Prompt ->
Where the string "screenshot" occurs in the material below, report the whole line.

Working data ->
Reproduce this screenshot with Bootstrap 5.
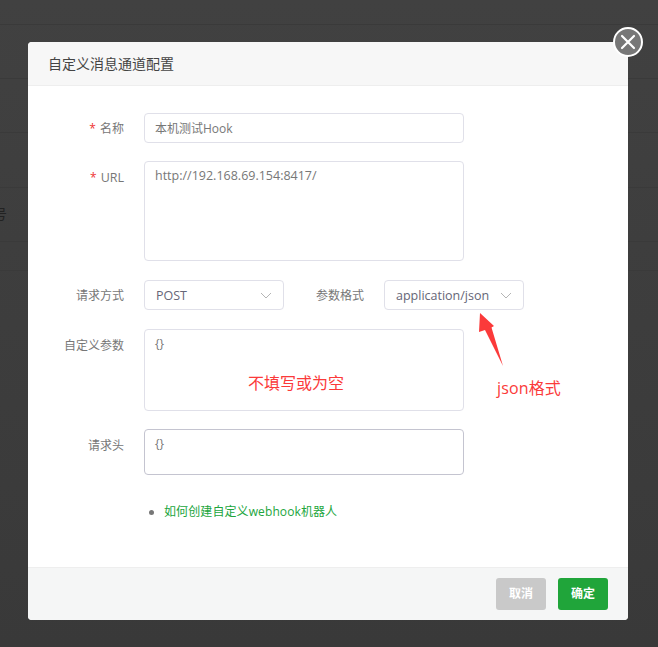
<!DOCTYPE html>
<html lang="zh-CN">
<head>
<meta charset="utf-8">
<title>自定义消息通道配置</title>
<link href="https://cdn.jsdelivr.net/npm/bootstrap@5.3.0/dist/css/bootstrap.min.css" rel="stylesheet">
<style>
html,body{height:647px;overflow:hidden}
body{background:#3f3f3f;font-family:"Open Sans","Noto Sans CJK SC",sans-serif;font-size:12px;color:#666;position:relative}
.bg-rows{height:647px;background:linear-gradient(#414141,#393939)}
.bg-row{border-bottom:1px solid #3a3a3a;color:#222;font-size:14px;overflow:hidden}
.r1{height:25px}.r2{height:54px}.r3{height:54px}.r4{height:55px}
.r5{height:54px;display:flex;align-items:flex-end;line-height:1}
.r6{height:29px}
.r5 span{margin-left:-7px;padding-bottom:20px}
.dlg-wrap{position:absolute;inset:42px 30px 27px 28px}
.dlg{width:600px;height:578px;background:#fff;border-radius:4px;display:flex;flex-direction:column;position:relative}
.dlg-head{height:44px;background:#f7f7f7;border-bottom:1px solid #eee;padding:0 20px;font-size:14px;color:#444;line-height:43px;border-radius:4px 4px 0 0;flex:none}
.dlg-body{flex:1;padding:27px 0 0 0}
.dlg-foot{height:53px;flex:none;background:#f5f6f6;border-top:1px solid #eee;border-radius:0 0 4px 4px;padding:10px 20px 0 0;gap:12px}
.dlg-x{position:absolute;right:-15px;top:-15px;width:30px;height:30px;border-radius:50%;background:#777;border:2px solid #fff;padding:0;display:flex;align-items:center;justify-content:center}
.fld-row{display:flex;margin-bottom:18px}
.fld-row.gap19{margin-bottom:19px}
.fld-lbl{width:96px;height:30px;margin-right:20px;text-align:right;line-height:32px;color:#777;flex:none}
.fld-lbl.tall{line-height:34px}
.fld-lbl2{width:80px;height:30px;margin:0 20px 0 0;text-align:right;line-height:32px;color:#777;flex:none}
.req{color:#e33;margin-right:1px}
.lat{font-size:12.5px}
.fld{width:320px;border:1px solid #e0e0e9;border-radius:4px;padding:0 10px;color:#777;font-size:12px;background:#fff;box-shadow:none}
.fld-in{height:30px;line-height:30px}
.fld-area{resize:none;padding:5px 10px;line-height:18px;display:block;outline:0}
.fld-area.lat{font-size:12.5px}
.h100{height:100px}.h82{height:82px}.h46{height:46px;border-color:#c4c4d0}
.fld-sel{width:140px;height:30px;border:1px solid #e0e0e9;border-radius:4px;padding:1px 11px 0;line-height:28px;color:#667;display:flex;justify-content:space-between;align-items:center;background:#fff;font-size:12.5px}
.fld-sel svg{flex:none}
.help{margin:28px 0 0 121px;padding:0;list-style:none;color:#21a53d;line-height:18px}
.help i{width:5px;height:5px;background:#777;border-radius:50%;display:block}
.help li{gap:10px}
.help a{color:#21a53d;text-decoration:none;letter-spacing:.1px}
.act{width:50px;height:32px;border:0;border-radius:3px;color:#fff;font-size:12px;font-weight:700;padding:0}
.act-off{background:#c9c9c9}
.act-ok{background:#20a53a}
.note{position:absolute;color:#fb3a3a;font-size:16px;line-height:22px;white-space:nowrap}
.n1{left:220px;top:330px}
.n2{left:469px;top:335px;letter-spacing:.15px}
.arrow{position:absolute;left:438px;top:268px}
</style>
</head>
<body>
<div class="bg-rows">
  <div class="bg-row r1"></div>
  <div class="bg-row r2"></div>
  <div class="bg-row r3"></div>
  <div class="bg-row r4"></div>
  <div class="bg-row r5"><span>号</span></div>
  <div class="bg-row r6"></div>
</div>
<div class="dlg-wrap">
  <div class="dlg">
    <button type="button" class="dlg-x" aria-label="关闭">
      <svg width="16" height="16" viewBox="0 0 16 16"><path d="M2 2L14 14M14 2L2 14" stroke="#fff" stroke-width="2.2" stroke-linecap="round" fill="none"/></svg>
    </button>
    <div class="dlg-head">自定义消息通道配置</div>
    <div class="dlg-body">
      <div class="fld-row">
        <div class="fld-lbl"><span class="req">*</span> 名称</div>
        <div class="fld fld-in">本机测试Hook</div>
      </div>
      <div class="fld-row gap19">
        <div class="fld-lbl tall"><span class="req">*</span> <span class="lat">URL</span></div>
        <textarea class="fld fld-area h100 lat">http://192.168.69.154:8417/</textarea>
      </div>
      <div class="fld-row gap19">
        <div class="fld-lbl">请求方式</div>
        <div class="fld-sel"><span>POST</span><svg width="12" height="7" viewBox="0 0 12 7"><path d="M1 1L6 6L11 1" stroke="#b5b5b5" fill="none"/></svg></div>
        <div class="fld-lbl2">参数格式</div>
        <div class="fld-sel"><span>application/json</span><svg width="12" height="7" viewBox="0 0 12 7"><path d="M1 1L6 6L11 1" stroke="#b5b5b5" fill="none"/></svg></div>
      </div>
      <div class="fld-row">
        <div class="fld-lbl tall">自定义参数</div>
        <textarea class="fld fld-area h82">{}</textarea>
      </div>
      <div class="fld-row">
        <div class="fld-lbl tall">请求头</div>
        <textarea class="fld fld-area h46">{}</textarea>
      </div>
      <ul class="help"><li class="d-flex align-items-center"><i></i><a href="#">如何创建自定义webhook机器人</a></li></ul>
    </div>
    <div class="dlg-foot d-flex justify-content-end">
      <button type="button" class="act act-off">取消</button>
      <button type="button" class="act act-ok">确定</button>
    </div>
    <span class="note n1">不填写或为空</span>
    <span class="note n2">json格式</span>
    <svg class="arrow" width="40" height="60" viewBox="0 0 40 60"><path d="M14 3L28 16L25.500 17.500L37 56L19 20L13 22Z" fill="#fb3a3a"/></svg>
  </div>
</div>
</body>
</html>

...

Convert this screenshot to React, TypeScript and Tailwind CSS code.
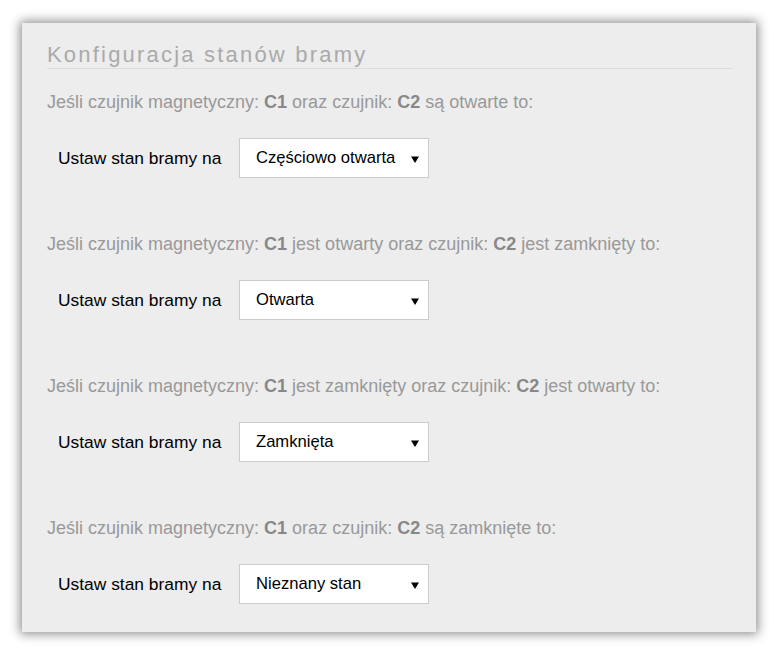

The completed task ->
Reproduce this screenshot with Bootstrap 5.
Convert this screenshot to React, TypeScript and Tailwind CSS code.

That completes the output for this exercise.